Until that post or the next post - you Can Poke Me With A Fork, Cause I Am Outta Here!


  1. I remember the Big Bertha scene Craig. I had no idea it was so hard. Great story man.

    1. Thanks Maurice! It was an intense summer - and what a way to really get introduced to Big Time Movie Making - regardless of how it turned out.

  2. It's amazing to think this much effort went into a movie this crappy. I can only imagine what it would be like to work on a big-budget movie like "Avengers." Sheer madness.

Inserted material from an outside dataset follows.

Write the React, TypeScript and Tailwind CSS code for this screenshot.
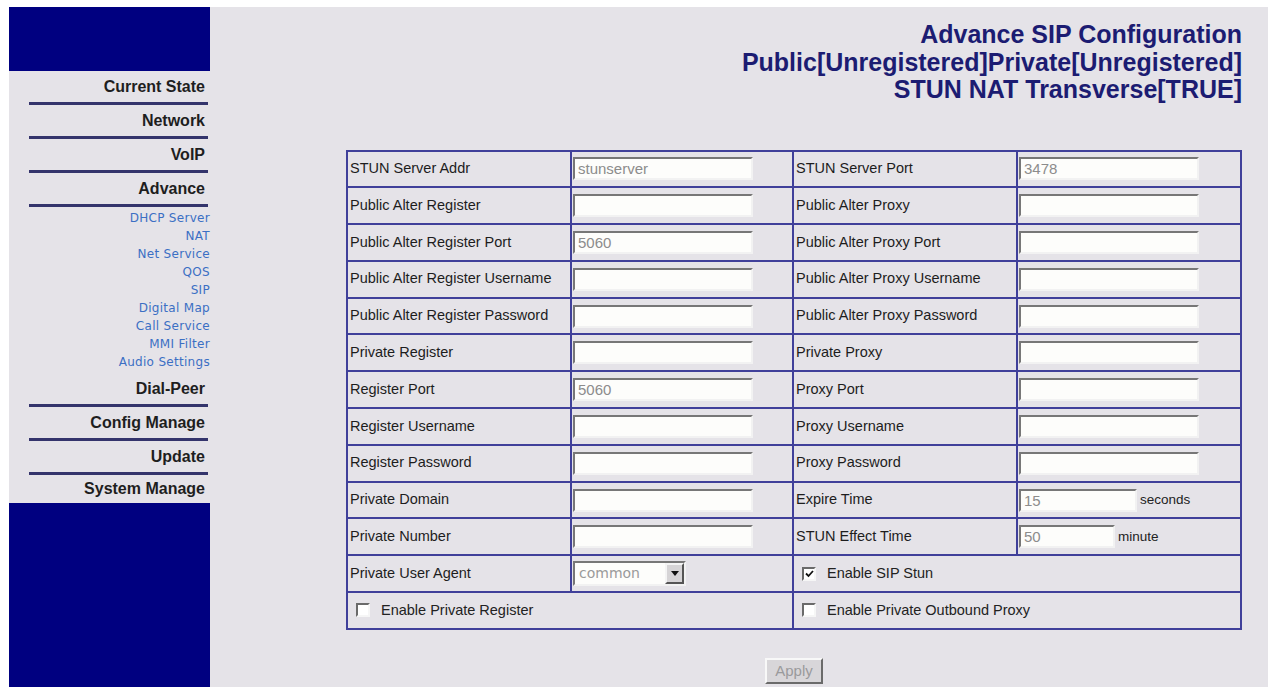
import React from "react";

type Cell =
    | { kind: "field"; label: string; value?: string; width?: string; unit?: string }
    | { kind: "select"; label: string; value: string }
    | { kind: "check"; label: string; checked?: boolean };

const rows: [Cell, Cell][] = [
    [
        { kind: "field", label: "STUN Server Addr", value: "stunserver" },
        { kind: "field", label: "STUN Server Port", value: "3478" },
    ],
    [
        { kind: "field", label: "Public Alter Register" },
        { kind: "field", label: "Public Alter Proxy" },
    ],
    [
        { kind: "field", label: "Public Alter Register Port", value: "5060" },
        { kind: "field", label: "Public Alter Proxy Port" },
    ],
    [
        { kind: "field", label: "Public Alter Register Username" },
        { kind: "field", label: "Public Alter Proxy Username" },
    ],
    [
        { kind: "field", label: "Public Alter Register Password" },
        { kind: "field", label: "Public Alter Proxy Password" },
    ],
    [
        { kind: "field", label: "Private Register" },
        { kind: "field", label: "Private Proxy" },
    ],
    [
        { kind: "field", label: "Register Port", value: "5060" },
        { kind: "field", label: "Proxy Port" },
    ],
    [
        { kind: "field", label: "Register Username" },
        { kind: "field", label: "Proxy Username" },
    ],
    [
        { kind: "field", label: "Register Password" },
        { kind: "field", label: "Proxy Password" },
    ],
    [
        { kind: "field", label: "Private Domain" },
        { kind: "field", label: "Expire Time", value: "15", width: "w-[118px]", unit: "seconds" },
    ],
    [
        { kind: "field", label: "Private Number" },
        { kind: "field", label: "STUN Effect Time", value: "50", width: "w-[96px]", unit: "minute" },
    ],
    [
        { kind: "select", label: "Private User Agent", value: "common" },
        { kind: "check", label: "Enable SIP Stun", checked: true },
    ],
    [
        { kind: "check", label: "Enable Private Register" },
        { kind: "check", label: "Enable Private Outbound Proxy" },
    ],
];

const mainMenu = ["Current State", "Network", "VoIP", "Advance"];
const subMenu = [
    "DHCP Server",
    "NAT",
    "Net Service",
    "QOS",
    "SIP",
    "Digital Map",
    "Call Service",
    "MMI Filter",
    "Audio Settings",
];
const lowerMenu = ["Dial-Peer", "Config Manage", "Update"];

export default function App() {
    return (
        <div className="flex h-screen flex-col overflow-hidden bg-white pl-[9px] pt-[7px] font-['Liberation_Sans',Arial,sans-serif]">
            <div className="flex flex-1 bg-[#e5e3e8]">
                <Sidebar />

                <main className="flex-1 pr-[26px]">
                    <div className="pt-[14px] text-right text-[25px] font-bold leading-[27.5px] text-[#1c1c72]">
                        <div>Advance SIP Configuration</div>
                        <div>Public[Unregistered]Private[Unregistered]</div>
                        <div>STUN NAT Transverse[TRUE]</div>
                    </div>

                    <div className="ml-[136px] mt-[46px]">
                        <table className="w-[894px] table-fixed border-collapse border-2 border-[#40409a]">
                            <colgroup>
                                <col className="w-[224px]" />
                                <col className="w-[222px]" />
                                <col className="w-[224px]" />
                                <col className="w-[224px]" />
                            </colgroup>
                            <tbody>
                                {rows.map((row, i) => (
                                    <tr key={i}>
                                        {row.map((cell, j) => (
                                            <ConfigCell key={j} cell={cell} />
                                        ))}
                                    </tr>
                                ))}
                            </tbody>
                        </table>

                        <div className="mt-[28px] flex justify-center">
                            <button className="h-[26px] w-[58px] border-2 border-t-[#f8f8f8] border-l-[#f8f8f8] border-r-[#6a6a6a] border-b-[#6a6a6a] bg-[#d8d6d9] text-[15px] text-[#9a9a9c]">
                                Apply
                            </button>
                        </div>
                    </div>
                </main>
            </div>
        </div>
    );
}

function Sidebar() {
    return (
        <aside className="flex w-[203px] flex-col">
            <div className="h-[64px] bg-[#000080]" />

            {mainMenu.map((item) => (
                <MenuItem key={item} label={item} />
            ))}

            <div className="pt-[2px] font-['DejaVu_Sans',Verdana,sans-serif] text-[12px] tracking-[0.3px] text-[#3b6fc4]">
                {subMenu.map((item) => (
                    <div key={item} className="h-[18px] text-right leading-[18px] whitespace-nowrap">
                        {item}
                    </div>
                ))}
            </div>

            <div className="h-[2px]" />
            {lowerMenu.map((item) => (
                <MenuItem key={item} label={item} />
            ))}

            <div className="flex h-[28px] items-center justify-end pr-[5px] text-[16px] font-bold text-[#1e1e1e]">
                System Manage
            </div>
            <div className="flex-1 bg-[#000080]" />
        </aside>
    );
}

function MenuItem({ label }: { label: string }) {
    return (
        <div>
            <div className="flex h-[31px] items-center justify-end pr-[5px] text-[16px] font-bold text-[#1e1e1e]">
                {label}
            </div>
            <div className="ml-[20px] mr-[2px] h-[3px] bg-[#34346c]" />
        </div>
    );
}

function ConfigCell({ cell }: { cell: Cell }) {
    const td = "h-[36.8px] border-2 border-[#40409a] p-0 align-middle";

    if (cell.kind === "check") {
        return (
            <td colSpan={2} className={td}>
                <div className="flex items-center gap-[11px] pl-[8px] text-[14.5px] text-[#222]">
                    <CheckBox checked={cell.checked} />
                    {cell.label}
                </div>
            </td>
        );
    }

    return (
        <>
            <td className={td}>
                <div className="pl-[2px] text-[14.5px] whitespace-nowrap text-[#1d1d1d]">{cell.label}</div>
            </td>
            <td className={td}>
                {cell.kind === "select" ? (
                    <div className="pl-[1px]">
                        <SelectBox value={cell.value} />
                    </div>
                ) : (
                    <div className="flex items-center pl-[1px]">
                        <input
                            defaultValue={cell.value ?? ""}
                            className={`h-[23px] ${cell.width ?? "w-[180px]"} border-2 border-t-[#777] border-l-[#777] border-r-[#f2f2f2] border-b-[#f2f2f2] bg-[#fdfdfb] px-[3px] text-[15px] text-[#8c8c8c] outline-none`}
                        />
                        {cell.unit && (
                            <span className="ml-[3px] text-[13.5px] text-[#222]">{cell.unit}</span>
                        )}
                    </div>
                )}
            </td>
        </>
    );
}

function SelectBox({ value }: { value: string }) {
    return (
        <div className="flex h-[25px] w-[113px] border-2 border-t-[#777] border-l-[#777] border-r-[#f2f2f2] border-b-[#f2f2f2] bg-[#fdfdfb]">
            <span className="flex-1 pl-[4px] font-['DejaVu_Sans',Verdana,sans-serif] text-[14px] leading-[21px] text-[#9a9a9a]">
                {value}
            </span>
            <span className="flex w-[19px] items-center justify-center border-2 border-t-[#f4f4f4] border-l-[#f4f4f4] border-r-[#555] border-b-[#555] bg-[#d6d4d6]">
                <svg width="8" height="5" viewBox="0 0 8 5">
                    <path d="M0 0 L8 0 L4 5 Z" fill="#111" />
                </svg>
            </span>
        </div>
    );
}

function CheckBox({ checked }: { checked?: boolean }) {
    return (
        <span className="flex h-[14px] w-[14px] shrink-0 items-center justify-center border-2 border-t-[#6a6a6a] border-l-[#6a6a6a] border-r-[#f6f6f6] border-b-[#f6f6f6] bg-white">
            {checked && (
                <svg width="9" height="8" viewBox="0 0 9 8">
                    <path d="M1 3.5 L3.5 6 L8 1" fill="none" stroke="#111" strokeWidth="1.8" />
                </svg>
            )}
        </span>
    );
}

    1. Nigel - too true - Iron Man 3 is filming here in Wilmington right now - I know several people working on it. Here's one TINY detail that shows how big and sprawling these movies are now - a friend working on a different movie here (We're the Millers with Jennifer Aniston) was talking to one of the office production assistants on IM3 - and they were receiving something like 175 FedEx packages a DAY for distribution to all of the various production departments. I think they had to add an extra office person just to work on delivering all of these packages all over the studio all day long! Working on something like that makes you feel like a very small cog in a very big machine!

  3. wtf? long review is loooooong! I promise to fully read this over the weekend. I don't wanna rush through this, as it seems super-effin' interesting, like your previous "I Was A Teenage..." posts.

    1. It is a long post - a Megapost - I can be a wordy cuss! Hope you get a chance to check both parts out when you've decompressed from that SLASH film festival!